Original offline solution

Periodically pull the index data of each word in each channel during the incremental time period, and then perform time-sharing frequency statistics. Complexity: If the vocabulary size increases to 10w and the number of channels reaches 5000, 500 million index queries will be required per round. Under this scheme, the data update timeliness of the word frequency statistics-related module is very low, usually at the day level.

Optimization Goals:

1. Reduce the cost of constantly querying a large number of indexes (affecting online services)

2. Improve the timeliness of word frequency updates and align it with the timeliness of data crawling (minute-level)

3. Even out the pressure of intensive writing to the database during peak periods

Solutions:

1. Query index -> Raw data

For computational demands like word frequency statistics, there is actually no need to use index resources for individual document positioning. Instead, raw text can be used directly for statistics.

2. Offline computation -> Real-time computation

When comparing offline (map-reduce) and real-time (spark, storm) solutions, the main consideration is that word frequency calculation has independence and does not require operations like join or global calculations. Map-reduce requires loading data from various nodes, resulting in high IO and network overhead. After the raw data is collected, it needs to be written into HBase. It is entirely possible to utilize its cache to directly perform various calculations.

When adopting real-time computation, it should also ensure that: 1. The collection module does not need to block and wait for the calculation to complete, 2. New data must be guaranteed to complete the calculation, and only be calculated once, 3. The peak arrival times of data can be staggered, allowing calculations to be performed at an even pace, and results to be stored in the database.

Problem Expansion:

Starting from the word frequency statistics problem, after some thought, it is realized that what is needed is a highly available and efficient streaming computation engine. This engine can also perform other non-blocking real-time computation tasks, including data statistical analysis, business log statistics, and real-time monitoring of background logs.

Technology Selection:

When researching technology options, the following aspects are given priority:

1. High write throughput: As our web crawling data collection capabilities have significantly improved, the amount of data written during peak periods has also greatly increased. It is necessary to ensure O(1) write latency and high concurrency capabilities.

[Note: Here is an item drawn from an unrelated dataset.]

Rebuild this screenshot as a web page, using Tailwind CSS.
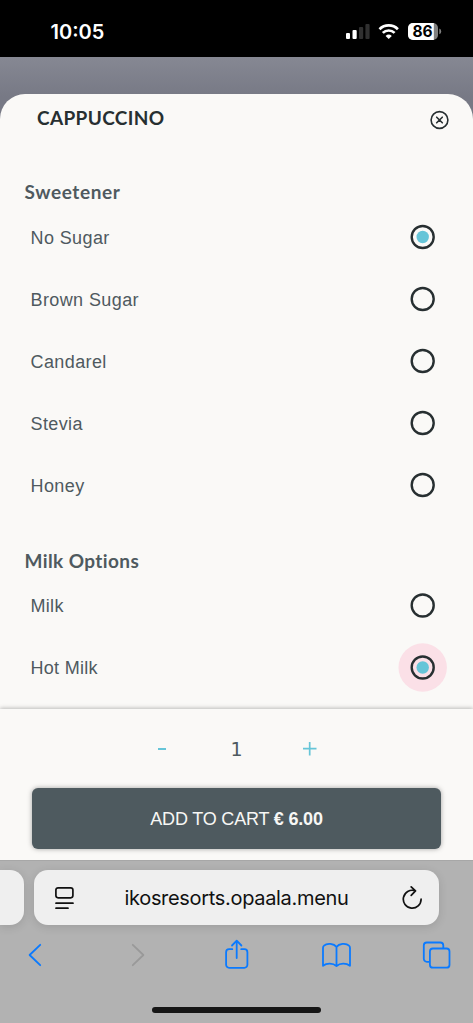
<!DOCTYPE html>
<html lang="en">
<head>
<meta charset="utf-8">
<meta name="viewport" content="width=device-width, initial-scale=1">
<title>Cappuccino</title>
<script src="https://cdn.jsdelivr.net/npm/@tailwindcss/browser@4"></script>
</head>
<body class="w-[473px] h-[1023px] overflow-hidden bg-black font-['Liberation_Sans',sans-serif]">
<div class="flex flex-col h-[1023px] w-[473px]">
  <!-- Status bar -->
  <header class="h-[57px] shrink-0 bg-black text-white flex justify-between pt-[20px] pl-[50.5px] pr-[31px]">
    <span class="font-['Inter',sans-serif] font-semibold text-[20px] leading-6">10:05</span>
    <svg class="mt-[2px]" width="97" height="20" viewBox="345 22 97 20">
      <g fill="#fff"><rect x="346" y="33" width="4" height="6" rx="1"/><rect x="352.5" y="30" width="4.2" height="9" rx="1"/></g>
      <g fill="#303030"><rect x="359" y="27" width="4.2" height="12" rx="1"/><rect x="365.4" y="24" width="4.2" height="15" rx="1"/></g>
      <g fill="none" stroke="#fff" stroke-width="2.7"><path d="M379.5 29.2a13 13 0 0 1 18.4 0"/><path d="M382.8 32.9a8.4 8.4 0 0 1 11.8 0"/></g>
      <path fill="#fff" d="M388.7 39l-3.1-3.1a4.5 4.5 0 0 1 6.2 0z"/>
      <rect x="408" y="23" width="30" height="17" rx="5" fill="#808080"/>
      <path d="M413 23h20.8v17H413a5 5 0 0 1-5-5v-7a5 5 0 0 1 5-5z" fill="#fff"/>
      <path d="M439.3 28.6a3 3 0 0 1 0 5.6z" fill="#808080"/>
      <text x="412.5" y="37.2" font-family="Inter, sans-serif" font-size="15.5" font-weight="700" textLength="20" fill="#000">86</text>
    </svg>
  </header>

  <!-- Dimmed page behind the sheet -->
  <div class="h-[803px] shrink-0 bg-linear-to-b from-[#868893] from-0% to-[#777985] to-[40px] pt-[36.5px] flex flex-col">
    <section class="flex-1 rounded-t-[25px] bg-[#faf9f7] flex flex-col overflow-hidden">
      <div class="h-[67px] shrink-0 flex justify-between pl-[37px] pr-[24px]">
        <h1 class="mt-[12px] font-['Lato',sans-serif] font-bold text-[19px] tracking-[0.35px] leading-6 text-[#272f31]">CAPPUCCINO</h1>
        <svg class="mt-[16.5px]" width="20" height="20" viewBox="0 0 20 20" fill="none" stroke="#272f31" stroke-width="1.6" stroke-linecap="round"><circle cx="10.5" cy="10" r="8.4"/><path d="M7.7 7.2l5.6 5.6M13.3 7.2l-5.6 5.6"/></svg>
      </div>
      <div class="flex-1 overflow-hidden text-[#4f5a5f]">
        <h2 class="h-[45px] pt-[19px] pl-[24.5px] font-['Lato',sans-serif] font-bold text-[19px] tracking-[0.6px] leading-6">Sweetener</h2>
        <ul class="text-[18px] tracking-[0.4px]">
          <li class="h-[62px] flex items-center justify-between pl-[30.5px] pr-[26px]"><span class="pt-[3px]">No Sugar</span><svg width="49" height="49" viewBox="0 0 49 49"><circle cx="24.7" cy="25" r="11" fill="none" stroke="#272f31" stroke-width="2.4"/><circle cx="24.7" cy="25" r="6.2" fill="#66c5d8"/></svg></li>
          <li class="h-[62px] flex items-center justify-between pl-[30.5px] pr-[26px]"><span class="pt-[3px]">Brown Sugar</span><svg width="49" height="49" viewBox="0 0 49 49"><circle cx="24.7" cy="25" r="11" fill="none" stroke="#272f31" stroke-width="2.4"/></svg></li>
          <li class="h-[62px] flex items-center justify-between pl-[30.5px] pr-[26px]"><span class="pt-[3px]">Candarel</span><svg width="49" height="49" viewBox="0 0 49 49"><circle cx="24.7" cy="25" r="11" fill="none" stroke="#272f31" stroke-width="2.4"/></svg></li>
          <li class="h-[62px] flex items-center justify-between pl-[30.5px] pr-[26px]"><span class="pt-[3px]">Stevia</span><svg width="49" height="49" viewBox="0 0 49 49"><circle cx="24.7" cy="25" r="11" fill="none" stroke="#272f31" stroke-width="2.4"/></svg></li>
          <li class="h-[62px] flex items-center justify-between pl-[30.5px] pr-[26px]"><span class="pt-[3px]">Honey</span><svg width="49" height="49" viewBox="0 0 49 49"><circle cx="24.7" cy="25" r="11" fill="none" stroke="#272f31" stroke-width="2.4"/></svg></li>
        </ul>
        <h2 class="h-[59px] pt-[33px] pl-[24.5px] font-['Lato',sans-serif] font-bold text-[19px] tracking-[0.4px] leading-6">Milk Options</h2>
        <ul class="text-[18px] tracking-[0.3px]">
          <li class="h-[62px] flex items-center justify-between pl-[30.5px] pr-[26px]"><span class="pt-[2px]">Milk</span><svg width="49" height="49" viewBox="0 0 49 49"><circle cx="24.7" cy="24.5" r="11" fill="none" stroke="#272f31" stroke-width="2.4"/></svg></li>
          <li class="h-[62px] flex items-center justify-between pl-[30.5px] pr-[26px]"><span class="pt-[2px]">Hot Milk</span><svg width="49" height="49" viewBox="0 0 49 49"><circle cx="24.7" cy="24.5" r="24.2" fill="#fbe0e7"/><circle cx="24.7" cy="24.5" r="11" fill="none" stroke="#272f31" stroke-width="2.4"/><circle cx="24.7" cy="24.5" r="6.2" fill="#66c5d8"/></svg></li>
        </ul>
      </div>
      <footer class="h-[151px] shrink-0 bg-[#faf9f7] shadow-[0_-1px_4px_rgba(0,0,0,0.25)] flex flex-col items-center">
        <div class="h-[79px] w-full pt-[28px] pr-[1px] flex justify-center text-[#4f5a5f]">
          <svg width="20" height="24" viewBox="152 737 20 24"><path d="M158 749h8" stroke="#66c5d8" stroke-width="2"/></svg>
          <span class="w-[128px] pl-px text-center font-['DejaVu_Sans',sans-serif] text-[19px] leading-6">1</span>
          <svg width="20" height="24" viewBox="300.5 737 20 24"><path d="M303.5 748.7h13.5M310.2 742v13.5" stroke="#66c5d8" stroke-width="1.7"/></svg>
        </div>
        <button class="h-[60.5px] w-[409px] pt-[2px] rounded-[6px] bg-[#4e5a5f] text-[#f7f7f5] text-[18px] tracking-[-0.18px] shadow-[0_0_5px_rgba(0,0,0,0.35)]">ADD TO CART <b>€ 6.00</b></button>
      </footer>
    </section>
  </div>

  <!-- Browser toolbar -->
  <nav class="h-[163px] shrink-0 bg-[#b2b2b2] border-t border-[#a7a7a7] flex flex-col">
    <div class="mt-[9px] h-[55px] flex gap-[10px]">
      <div class="w-[24px] rounded-r-[14px] bg-[#efefef] shadow-[0_2px_10px_rgba(0,0,0,0.12)]"></div>
      <div class="w-[405px] rounded-[14px] bg-[#efefef] shadow-[0_2px_10px_rgba(0,0,0,0.12)] flex items-center justify-between pl-[20px] pr-[16px]">
        <svg width="21" height="24" viewBox="0 0 21 24" fill="none" stroke="#111" stroke-width="1.7" stroke-linecap="round"><rect x="1.9" y="1.8" width="17" height="10" rx="2.2"/><path d="M2 17.2h17M2 22.2h12"/></svg>
        <span class="pr-[3px] font-['Inter',sans-serif] text-[20px] tracking-[-0.32px] text-[#111]">ikosresorts.opaala.menu</span>
        <svg width="22" height="24" viewBox="0 0 22 24" fill="none" stroke="#111" stroke-width="1.7" stroke-linecap="round" stroke-linejoin="round"><path d="M13.9 4.7a8.9 8.9 0 1 0 6.2 8.500M10.200.9l4.300 4-4.300 4.400"/></svg>
      </div>
    </div>
    <svg width="473" height="60" viewBox="0 925 473 60" fill="none" stroke="#0a7aff" stroke-width="1.8" stroke-linecap="round" stroke-linejoin="round">
      <path d="M40.2 944.8L29.6 955l10.6 10.2"/>
      <path d="M132.8 944.8l10.6 10.2-10.6 10.2" stroke="#999"/>
      <path d="M232.3 949.2h-3.2a3 3 0 0 0-3 3v12.6a3 3 0 0 0 3 3h15.3a3 3 0 0 0 3-3v-12.6a3 3 0 0 0-3-3h-3.2M236.7 958v-17M232 945.5l4.7-4.8 4.7 4.8"/>
      <path d="M336.5 947c-2.5-3.6-9.5-4.2-12.5-1.4-.8.7-1 1.4-1 2.4v17.8c3.8-3.1 10-3 13.5.3 3.5-3.3 9.7-3.4 13.5-.3V948c0-1-.2-1.7-1-2.4-3-2.8-10-2.2-12.5 1.4zM336.5 947v19"/>
      <path d="M429.3 961.8h-2.500a3 3 0 0 1-3-3v-13.300a3 3 0 0 1 3-3h13.500a3 3 0 0 1 3 3v2.700"/><rect x="429.900" y="948.500" width="19.600" height="19.200" rx="3"/>
    </svg>
    <div class="mt-[22px] mx-auto h-[6px] w-[169px] rounded-full bg-[#161616]"></div>
  </nav>
</div>
</body>
</html>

2. Scalability: As data channels continue to increase, the demand for handling capacity will also increase. Sufficient scalability is required in terms of access capabilities, computational capabilities, and storage capabilities.

3. Availability: Ideally, the technology should have a mature application background.

4. Simplicity: Comprehensive development documentation is needed, with low learning costs, deployment costs, and development costs.

Based on these principles, data collection tools such as Scribe, Flume, Chukwa, Kafka, and other MQ technologies were compared. For data computation, Spark and Storm technologies were mainly compared. In the end, the Kafka + Spark Streaming streaming computation architecture, which has mature applications at LinkedIn, was chosen. The C++ librdkafka interface was used on the producer side, while Python was used for development on the consumer side.

Actual Solution Description:

As shown in the diagram, producer data from various Spiders, business logs, and background logs are directly pushed to Kafka for message persistence with O(1) time. Spark Streaming is responsible for subscribing to messages in Kafka and subsequently removing messages in batches to execute consumer tasks. The calculation results of each batch are directly written into the database or file system.

Kafka is responsible for reliable fault-tolerant copying of messages and maintains an at least-processed-once primitive (i.e., each piece of data is guaranteed to be processed at least once) between itself and Spark Streaming. We can implement an exactly-processed-once primitive in our business logic to ensure that data is not duplicated in calculations.

By utilizing the rich map-reduce primitives in Spark Streaming, we can efficiently perform multi-dimensional groupings on data and improve computation throughput through parallelization. For example, in scenarios where we have many statistics by channel and by word, we can group channels and keywords for parallel computation.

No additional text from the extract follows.